═════ Available data ═════

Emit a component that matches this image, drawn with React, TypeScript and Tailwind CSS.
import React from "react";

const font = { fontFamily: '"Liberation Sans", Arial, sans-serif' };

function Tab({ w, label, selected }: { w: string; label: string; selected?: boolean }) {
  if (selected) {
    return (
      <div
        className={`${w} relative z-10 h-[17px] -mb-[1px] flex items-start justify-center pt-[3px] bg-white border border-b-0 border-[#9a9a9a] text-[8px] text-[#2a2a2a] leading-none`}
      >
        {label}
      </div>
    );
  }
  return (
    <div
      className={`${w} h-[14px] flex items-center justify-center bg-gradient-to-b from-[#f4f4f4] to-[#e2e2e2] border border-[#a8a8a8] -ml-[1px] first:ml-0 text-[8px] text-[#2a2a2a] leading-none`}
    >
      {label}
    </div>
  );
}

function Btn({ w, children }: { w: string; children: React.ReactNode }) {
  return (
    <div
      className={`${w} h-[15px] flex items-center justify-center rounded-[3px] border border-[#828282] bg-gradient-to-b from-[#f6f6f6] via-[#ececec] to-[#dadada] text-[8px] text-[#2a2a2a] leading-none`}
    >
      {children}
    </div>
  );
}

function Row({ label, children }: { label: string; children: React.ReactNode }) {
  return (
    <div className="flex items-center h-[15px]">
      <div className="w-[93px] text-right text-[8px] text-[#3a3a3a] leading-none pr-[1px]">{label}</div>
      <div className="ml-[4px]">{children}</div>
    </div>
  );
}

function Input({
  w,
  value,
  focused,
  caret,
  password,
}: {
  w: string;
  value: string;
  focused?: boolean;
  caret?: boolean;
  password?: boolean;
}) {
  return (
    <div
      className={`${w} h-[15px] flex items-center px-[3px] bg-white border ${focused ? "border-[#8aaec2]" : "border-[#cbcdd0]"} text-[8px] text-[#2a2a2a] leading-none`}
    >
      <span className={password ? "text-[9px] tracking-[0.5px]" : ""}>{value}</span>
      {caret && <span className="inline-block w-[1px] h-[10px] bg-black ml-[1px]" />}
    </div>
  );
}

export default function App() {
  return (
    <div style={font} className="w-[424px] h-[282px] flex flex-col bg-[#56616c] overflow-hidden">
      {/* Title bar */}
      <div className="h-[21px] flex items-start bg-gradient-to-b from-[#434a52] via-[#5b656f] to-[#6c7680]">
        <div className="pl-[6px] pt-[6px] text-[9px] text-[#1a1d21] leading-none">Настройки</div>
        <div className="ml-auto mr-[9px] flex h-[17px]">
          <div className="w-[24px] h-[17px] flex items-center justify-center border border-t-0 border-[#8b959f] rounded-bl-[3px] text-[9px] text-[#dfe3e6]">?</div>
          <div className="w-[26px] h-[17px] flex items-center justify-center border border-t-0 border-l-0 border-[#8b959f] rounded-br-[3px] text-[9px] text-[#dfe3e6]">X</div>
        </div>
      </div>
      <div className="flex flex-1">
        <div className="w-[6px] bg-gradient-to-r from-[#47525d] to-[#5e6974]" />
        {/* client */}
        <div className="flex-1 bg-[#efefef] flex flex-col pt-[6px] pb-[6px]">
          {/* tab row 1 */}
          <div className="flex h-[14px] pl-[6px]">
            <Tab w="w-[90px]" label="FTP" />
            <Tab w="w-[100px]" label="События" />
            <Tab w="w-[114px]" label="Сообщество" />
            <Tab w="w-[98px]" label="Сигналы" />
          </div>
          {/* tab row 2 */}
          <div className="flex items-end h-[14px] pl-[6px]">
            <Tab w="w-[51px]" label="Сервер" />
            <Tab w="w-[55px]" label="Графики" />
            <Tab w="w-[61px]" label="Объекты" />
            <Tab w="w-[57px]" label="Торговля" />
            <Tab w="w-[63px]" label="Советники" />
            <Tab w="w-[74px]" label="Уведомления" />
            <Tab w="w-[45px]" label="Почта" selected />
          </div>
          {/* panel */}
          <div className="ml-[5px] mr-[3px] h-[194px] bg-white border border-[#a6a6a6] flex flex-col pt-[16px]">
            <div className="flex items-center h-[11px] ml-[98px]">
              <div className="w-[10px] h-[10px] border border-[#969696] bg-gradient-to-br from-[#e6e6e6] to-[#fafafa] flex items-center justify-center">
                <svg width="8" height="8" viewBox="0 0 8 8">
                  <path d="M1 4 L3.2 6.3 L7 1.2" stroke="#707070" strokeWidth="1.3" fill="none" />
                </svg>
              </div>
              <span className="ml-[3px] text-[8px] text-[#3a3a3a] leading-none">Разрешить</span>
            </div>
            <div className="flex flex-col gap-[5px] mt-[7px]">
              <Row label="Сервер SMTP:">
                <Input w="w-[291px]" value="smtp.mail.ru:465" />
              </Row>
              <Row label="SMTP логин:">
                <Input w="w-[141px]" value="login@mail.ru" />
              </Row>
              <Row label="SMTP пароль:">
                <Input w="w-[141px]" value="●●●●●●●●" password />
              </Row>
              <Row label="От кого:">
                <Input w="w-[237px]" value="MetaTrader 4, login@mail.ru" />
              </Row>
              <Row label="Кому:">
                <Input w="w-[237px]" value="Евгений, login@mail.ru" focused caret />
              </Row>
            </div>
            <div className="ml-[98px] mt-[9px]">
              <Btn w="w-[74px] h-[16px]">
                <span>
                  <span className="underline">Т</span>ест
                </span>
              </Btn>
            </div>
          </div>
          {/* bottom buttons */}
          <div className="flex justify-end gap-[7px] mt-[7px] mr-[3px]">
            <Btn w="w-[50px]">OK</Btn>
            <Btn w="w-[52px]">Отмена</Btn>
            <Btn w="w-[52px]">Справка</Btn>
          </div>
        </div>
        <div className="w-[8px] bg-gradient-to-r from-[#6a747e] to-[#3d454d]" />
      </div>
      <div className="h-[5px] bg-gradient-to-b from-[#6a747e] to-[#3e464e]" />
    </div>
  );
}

═════

[The task]: Faithfully transcribe the whole of the data.

[Exercise response]:
Emit a component that matches this image, drawn with React, TypeScript and Tailwind CSS.
import React from "react";

const font = { fontFamily: '"Liberation Sans", Arial, sans-serif' };

function Tab({ w, label, selected }: { w: string; label: string; selected?: boolean }) {
  if (selected) {
    return (
      <div
        className={`${w} relative z-10 h-[17px] -mb-[1px] flex items-start justify-center pt-[3px] bg-white border border-b-0 border-[#9a9a9a] text-[8px] text-[#2a2a2a] leading-none`}
      >
        {label}
      </div>
    );
  }
  return (
    <div
      className={`${w} h-[14px] flex items-center justify-center bg-gradient-to-b from-[#f4f4f4] to-[#e2e2e2] border border-[#a8a8a8] -ml-[1px] first:ml-0 text-[8px] text-[#2a2a2a] leading-none`}
    >
      {label}
    </div>
  );
}

function Btn({ w, children }: { w: string; children: React.ReactNode }) {
  return (
    <div
      className={`${w} h-[15px] flex items-center justify-center rounded-[3px] border border-[#828282] bg-gradient-to-b from-[#f6f6f6] via-[#ececec] to-[#dadada] text-[8px] text-[#2a2a2a] leading-none`}
    >
      {children}
    </div>
  );
}

function Row({ label, children }: { label: string; children: React.ReactNode }) {
  return (
    <div className="flex items-center h-[15px]">
      <div className="w-[93px] text-right text-[8px] text-[#3a3a3a] leading-none pr-[1px]">{label}</div>
      <div className="ml-[4px]">{children}</div>
    </div>
  );
}

function Input({
  w,
  value,
  focused,
  caret,
  password,
}: {
  w: string;
  value: string;
  focused?: boolean;
  caret?: boolean;
  password?: boolean;
}) {
  return (
    <div
      className={`${w} h-[15px] flex items-center px-[3px] bg-white border ${focused ? "border-[#8aaec2]" : "border-[#cbcdd0]"} text-[8px] text-[#2a2a2a] leading-none`}
    >
      <span className={password ? "text-[9px] tracking-[0.5px]" : ""}>{value}</span>
      {caret && <span className="inline-block w-[1px] h-[10px] bg-black ml-[1px]" />}
    </div>
  );
}

export default function App() {
  return (
    <div style={font} className="w-[424px] h-[282px] flex flex-col bg-[#56616c] overflow-hidden">
      {/* Title bar */}
      <div className="h-[21px] flex items-start bg-gradient-to-b from-[#434a52] via-[#5b656f] to-[#6c7680]">
        <div className="pl-[6px] pt-[6px] text-[9px] text-[#1a1d21] leading-none">Настройки</div>
        <div className="ml-auto mr-[9px] flex h-[17px]">
          <div className="w-[24px] h-[17px] flex items-center justify-center border border-t-0 border-[#8b959f] rounded-bl-[3px] text-[9px] text-[#dfe3e6]">?</div>
          <div className="w-[26px] h-[17px] flex items-center justify-center border border-t-0 border-l-0 border-[#8b959f] rounded-br-[3px] text-[9px] text-[#dfe3e6]">X</div>
        </div>
      </div>
      <div className="flex flex-1">
        <div className="w-[6px] bg-gradient-to-r from-[#47525d] to-[#5e6974]" />
        {/* client */}
        <div className="flex-1 bg-[#efefef] flex flex-col pt-[6px] pb-[6px]">
          {/* tab row 1 */}
          <div className="flex h-[14px] pl-[6px]">
            <Tab w="w-[90px]" label="FTP" />
            <Tab w="w-[100px]" label="События" />
            <Tab w="w-[114px]" label="Сообщество" />
            <Tab w="w-[98px]" label="Сигналы" />
          </div>
          {/* tab row 2 */}
          <div className="flex items-end h-[14px] pl-[6px]">
            <Tab w="w-[51px]" label="Сервер" />
            <Tab w="w-[55px]" label="Графики" />
            <Tab w="w-[61px]" label="Объекты" />
            <Tab w="w-[57px]" label="Торговля" />
            <Tab w="w-[63px]" label="Советники" />
            <Tab w="w-[74px]" label="Уведомления" />
            <Tab w="w-[45px]" label="Почта" selected />
          </div>
          {/* panel */}
          <div className="ml-[5px] mr-[3px] h-[194px] bg-white border border-[#a6a6a6] flex flex-col pt-[16px]">
            <div className="flex items-center h-[11px] ml-[98px]">
              <div className="w-[10px] h-[10px] border border-[#969696] bg-gradient-to-br from-[#e6e6e6] to-[#fafafa] flex items-center justify-center">
                <svg width="8" height="8" viewBox="0 0 8 8">
                  <path d="M1 4 L3.2 6.3 L7 1.2" stroke="#707070" strokeWidth="1.3" fill="none" />
                </svg>
              </div>
              <span className="ml-[3px] text-[8px] text-[#3a3a3a] leading-none">Разрешить</span>
            </div>
            <div className="flex flex-col gap-[5px] mt-[7px]">
              <Row label="Сервер SMTP:">
                <Input w="w-[291px]" value="smtp.mail.ru:465" />
              </Row>
              <Row label="SMTP логин:">
                <Input w="w-[141px]" value="login@mail.ru" />
              </Row>
              <Row label="SMTP пароль:">
                <Input w="w-[141px]" value="●●●●●●●●" password />
              </Row>
              <Row label="От кого:">
                <Input w="w-[237px]" value="MetaTrader 4, login@mail.ru" />
              </Row>
              <Row label="Кому:">
                <Input w="w-[237px]" value="Евгений, login@mail.ru" focused caret />
              </Row>
            </div>
            <div className="ml-[98px] mt-[9px]">
              <Btn w="w-[74px] h-[16px]">
                <span>
                  <span className="underline">Т</span>ест
                </span>
              </Btn>
            </div>
          </div>
          {/* bottom buttons */}
          <div className="flex justify-end gap-[7px] mt-[7px] mr-[3px]">
            <Btn w="w-[50px]">OK</Btn>
            <Btn w="w-[52px]">Отмена</Btn>
            <Btn w="w-[52px]">Справка</Btn>
          </div>
        </div>
        <div className="w-[8px] bg-gradient-to-r from-[#6a747e] to-[#3d454d]" />
      </div>
      <div className="h-[5px] bg-gradient-to-b from-[#6a747e] to-[#3e464e]" />
    </div>
  );
}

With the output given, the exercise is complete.